Model Versioning and A/B Testing
Maintain multiple model versions simultaneously. Run A/B experiments with traffic splitting to validate performance improvements before full rollout. Roll back to any prior version in under 30 seconds.
Observability Dashboard
Full-stack visibility into every inference request. Track P50, P95, and P99 latency, token consumption, model accuracy drift, and downstream error rates across all your deployed models.
Role-Based Access Control
Granular permissions for every team member. Assign model-level, pipeline-level, or workspace-level access.
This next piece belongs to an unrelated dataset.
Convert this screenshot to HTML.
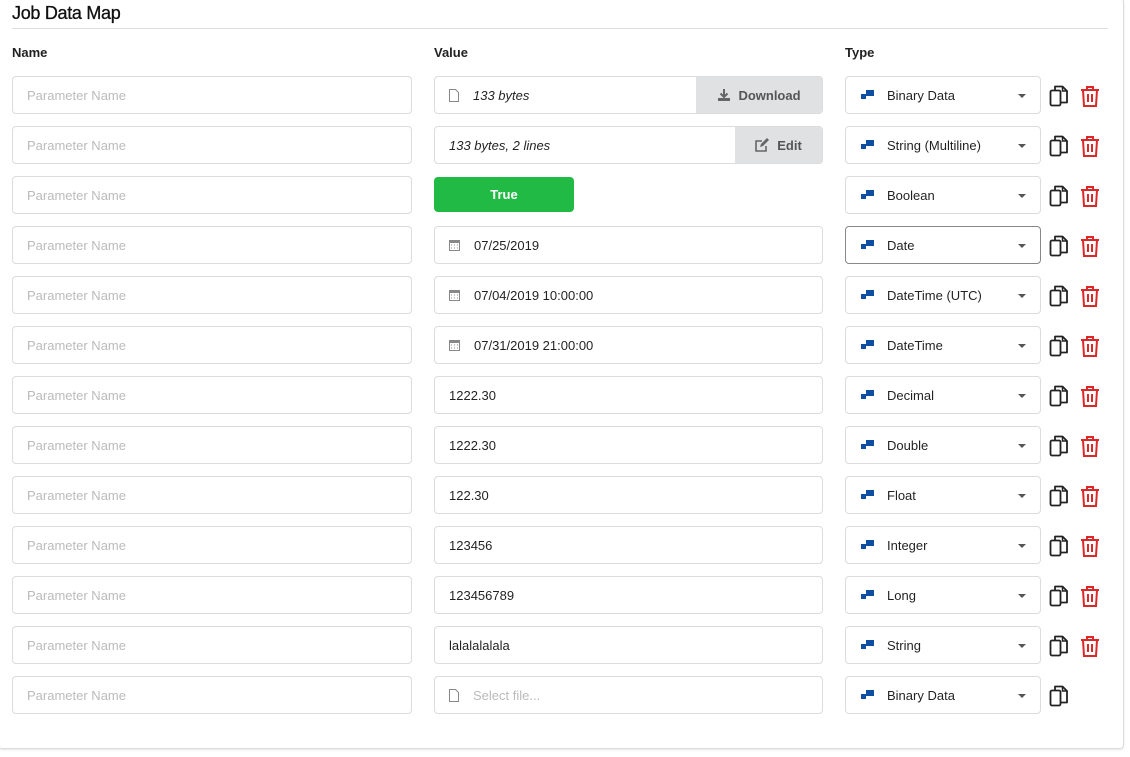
<!DOCTYPE html>
<html><head><meta charset="utf-8"><style>
*{box-sizing:border-box;margin:0;padding:0}
body{width:1130px;height:757px;background:#fff;font-family:"Liberation Sans",sans-serif;font-size:13px;color:rgba(0,0,0,.87);position:relative;overflow:hidden}
.panel{position:absolute;left:-2px;top:-2px;width:1126px;height:751px;border:1px solid #dcdcdc;border-radius:4px;box-shadow:0 1px 2px rgba(0,0,0,.1)}
h1{position:absolute;left:12px;top:3px;font-size:18px;font-weight:normal;color:#111;letter-spacing:-.3px;-webkit-text-stroke:.3px #111}
.hr{position:absolute;left:12px;top:28px;width:1096px;height:1px;background:#ddd}
.lbl{position:absolute;top:45px;font-weight:bold;font-size:13px;color:#222}
.in{position:absolute;height:38px;border:1px solid #dcdcdc;border-radius:4px;display:flex;align-items:center;padding-left:14px;background:#fff;overflow:hidden}
.ph{color:#bbb}
.btn{position:absolute;right:0;top:0;bottom:0;background:#e0e1e2;color:#555;font-weight:bold;font-style:normal;display:flex;align-items:center;justify-content:center}
.true{position:absolute;left:434px;width:140px;height:35px;background:#21ba45;color:#fff;font-weight:bold;border-radius:4px;display:flex;align-items:center;justify-content:center}
.sel{position:absolute;left:845px;width:196px;height:38px;border:1px solid #dcdcdc;border-radius:4px;display:flex;align-items:center;padding-left:41px}
.sel .ic{position:absolute;left:15px;top:13px;width:13px;height:9px}
.sel .ic:before{content:"";position:absolute;left:0;top:4px;width:5px;height:5px;background:#0d4ea3}
.sel .ic:after{content:"";position:absolute;left:5px;top:0;width:8px;height:6px;background:#0d4ea3}
.sel .ar{position:absolute;right:14px;top:17px;border-left:4px solid transparent;border-right:4px solid transparent;border-top:4px solid #555}
.cp,.tr{position:absolute}
.it{font-style:italic}
</style></head><body>
<div class="panel"></div>
<h1>Job Data Map</h1>
<div class="hr"></div>
<div class="lbl" style="left:12px">Name</div>
<div class="lbl" style="left:434px">Value</div>
<div class="lbl" style="left:845px">Type</div>

<svg width="0" height="0" style="position:absolute"><defs>
<symbol id="copy" viewBox="0 0 20 22"><path d="M6 5V1.5h7.5l4.5 4.5v11.5h-6" fill="none" stroke="#222" stroke-width="1.8" stroke-linejoin="round"/><path d="M13.5 1.5V6H18" fill="none" stroke="#222" stroke-width="1.5"/><rect x="1.5" y="5.5" width="10" height="15" rx="1.5" fill="none" stroke="#222" stroke-width="1.8"/></symbol>
<symbol id="trash" viewBox="0 0 20 22"><path d="M1 5h18M7 5V2h6v3M3 5l1 16h12l1-16M8 9v8M12 9v8" fill="none" stroke="#db2828" stroke-width="2"/></symbol>
<symbol id="file" viewBox="0 0 10 13"><path d="M.5.5h6l3 3v9H.5z" fill="none" stroke="#888" stroke-width="1"/></symbol>
<symbol id="cal" viewBox="0 0 11 12"><rect x=".5" y="1.5" width="10" height="10" fill="none" stroke="#888"/><rect x="0" y="1" width="11" height="3" fill="#888"/><path d="M2 6h1M5 6h1M8 6h1M2 9h1M5 9h1M8 9h1" stroke="#888"/></symbol>
<symbol id="dl" viewBox="0 0 14 14"><path d="M7 1v8M3.5 5.5L7 9l3.5-3.5" fill="none" stroke="#666" stroke-width="2"/><rect x="1" y="10" width="12" height="3" fill="#666"/></symbol>
<symbol id="ed" viewBox="0 0 15 14"><path d="M11 8v5H1V3h6" fill="none" stroke="#666" stroke-width="1.6"/><path d="M5 9l1-3 6-6 2 2-6 6z" fill="#666"/></symbol>
</defs></svg>

<div class="in ph" style="left:12px;top:76px;width:400px">Parameter Name</div>
<div class="in it" style="left:434px;top:76px;width:389px"><svg width="10" height="13" style="margin-right:14px"><use href="#file"/></svg>133 bytes<div class="btn" style="width:126px"><svg width="14" height="14" style="margin-right:7px"><use href="#dl"/></svg>Download</div></div>
<div class="sel" style="top:76px"><i class="ic"></i>Binary Data<i class="ar"></i></div>

<div class="in ph" style="left:12px;top:126px;width:400px">Parameter Name</div>
<div class="in it" style="left:434px;top:126px;width:389px">133 bytes, 2 lines<div class="btn" style="width:87px"><svg width="15" height="14" style="margin-right:7px"><use href="#ed"/></svg>Edit</div></div>
<div class="sel" style="top:126px"><i class="ic"></i>String (Multiline)<i class="ar"></i></div>

<div class="in ph" style="left:12px;top:176px;width:400px">Parameter Name</div>
<div class="true" style="top:177px">True</div>
<div class="sel" style="top:176px"><i class="ic"></i>Boolean<i class="ar"></i></div>

<div class="in ph" style="left:12px;top:226px;width:400px">Parameter Name</div>
<div class="in" style="left:434px;top:226px;width:389px"><svg width="11" height="12" style="margin-right:14px"><use href="#cal"/></svg>07/25/2019</div>
<div class="sel" style="top:226px;border-color:#888"><i class="ic"></i>Date<i class="ar"></i></div>

<div class="in ph" style="left:12px;top:276px;width:400px">Parameter Name</div>
<div class="in" style="left:434px;top:276px;width:389px"><svg width="11" height="12" style="margin-right:14px"><use href="#cal"/></svg>07/04/2019 10:00:00</div>
<div class="sel" style="top:276px"><i class="ic"></i>DateTime (UTC)<i class="ar"></i></div>

<div class="in ph" style="left:12px;top:326px;width:400px">Parameter Name</div>
<div class="in" style="left:434px;top:326px;width:389px"><svg width="11" height="12" style="margin-right:14px"><use href="#cal"/></svg>07/31/2019 21:00:00</div>
<div class="sel" style="top:326px"><i class="ic"></i>DateTime<i class="ar"></i></div>

<div class="in ph" style="left:12px;top:376px;width:400px">Parameter Name</div>
<div class="in" style="left:434px;top:376px;width:389px">1222.30</div>
<div class="sel" style="top:376px"><i class="ic"></i>Decimal<i class="ar"></i></div>

<div class="in ph" style="left:12px;top:426px;width:400px">Parameter Name</div>
<div class="in" style="left:434px;top:426px;width:389px">1222.30</div>
<div class="sel" style="top:426px"><i class="ic"></i>Double<i class="ar"></i></div>

<div class="in ph" style="left:12px;top:476px;width:400px">Parameter Name</div>
<div class="in" style="left:434px;top:476px;width:389px">122.30</div>
<div class="sel" style="top:476px"><i class="ic"></i>Float<i class="ar"></i></div>

<div class="in ph" style="left:12px;top:526px;width:400px">Parameter Name</div>
<div class="in" style="left:434px;top:526px;width:389px">123456</div>
<div class="sel" style="top:526px"><i class="ic"></i>Integer<i class="ar"></i></div>

<div class="in ph" style="left:12px;top:576px;width:400px">Parameter Name</div>
<div class="in" style="left:434px;top:576px;width:389px">123456789</div>
<div class="sel" style="top:576px"><i class="ic"></i>Long<i class="ar"></i></div>

<div class="in ph" style="left:12px;top:626px;width:400px">Parameter Name</div>
<div class="in" style="left:434px;top:626px;width:389px">lalalalalala</div>
<div class="sel" style="top:626px"><i class="ic"></i>String<i class="ar"></i></div>

<div class="in ph" style="left:12px;top:676px;width:400px">Parameter Name</div>
<div class="in ph" style="left:434px;top:676px;width:389px"><svg width="10" height="13" style="margin-right:14px"><use href="#file"/></svg>Select file...</div>
<div class="sel" style="top:676px"><i class="ic"></i>Binary Data<i class="ar"></i></div>

<svg class="cp" style="left:1049px;top:85px" width="20" height="22"><use href="#copy"/></svg><svg class="tr" style="left:1080px;top:85px" width="20" height="22"><use href="#trash"/></svg>
<svg class="cp" style="left:1049px;top:135px" width="20" height="22"><use href="#copy"/></svg><svg class="tr" style="left:1080px;top:135px" width="20" height="22"><use href="#trash"/></svg>
<svg class="cp" style="left:1049px;top:185px" width="20" height="22"><use href="#copy"/></svg><svg class="tr" style="left:1080px;top:185px" width="20" height="22"><use href="#trash"/></svg>
<svg class="cp" style="left:1049px;top:235px" width="20" height="22"><use href="#copy"/></svg><svg class="tr" style="left:1080px;top:235px" width="20" height="22"><use href="#trash"/></svg>
<svg class="cp" style="left:1049px;top:285px" width="20" height="22"><use href="#copy"/></svg><svg class="tr" style="left:1080px;top:285px" width="20" height="22"><use href="#trash"/></svg>
<svg class="cp" style="left:1049px;top:335px" width="20" height="22"><use href="#copy"/></svg><svg class="tr" style="left:1080px;top:335px" width="20" height="22"><use href="#trash"/></svg>
<svg class="cp" style="left:1049px;top:385px" width="20" height="22"><use href="#copy"/></svg><svg class="tr" style="left:1080px;top:385px" width="20" height="22"><use href="#trash"/></svg>
<svg class="cp" style="left:1049px;top:435px" width="20" height="22"><use href="#copy"/></svg><svg class="tr" style="left:1080px;top:435px" width="20" height="22"><use href="#trash"/></svg>
<svg class="cp" style="left:1049px;top:485px" width="20" height="22"><use href="#copy"/></svg><svg class="tr" style="left:1080px;top:485px" width="20" height="22"><use href="#trash"/></svg>
<svg class="cp" style="left:1049px;top:535px" width="20" height="22"><use href="#copy"/></svg><svg class="tr" style="left:1080px;top:535px" width="20" height="22"><use href="#trash"/></svg>
<svg class="cp" style="left:1049px;top:585px" width="20" height="22"><use href="#copy"/></svg><svg class="tr" style="left:1080px;top:585px" width="20" height="22"><use href="#trash"/></svg>
<svg class="cp" style="left:1049px;top:635px" width="20" height="22"><use href="#copy"/></svg><svg class="tr" style="left:1080px;top:635px" width="20" height="22"><use href="#trash"/></svg>
<svg class="cp" style="left:1049px;top:685px" width="20" height="22"><use href="#copy"/></svg>
</body></html>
Integrate with your SSO provider via SAML 2.0 or OIDC for seamless enterprise authentication.
Multi-Region Deployment
Deploy inference endpoints in the US, EU, or APAC to minimize latency for global user bases and satisfy data residency requirements in regulated markets such as GDPR-governed industries.
REST and gRPC APIs
Every endpoint on AI42 Hub exposes both REST and gRPC interfaces. Comprehensive SDKs for Python, Node.js, and Go mean your engineers are productive from day one without learning proprietary tooling.
Vector Store Integration
Native connectors for Pinecone, Weaviate, Qdrant, and pgvector enable retrieval-augmented generation (RAG) pipelines without custom middleware. Build knowledge-grounded AI applications at enterprise scale.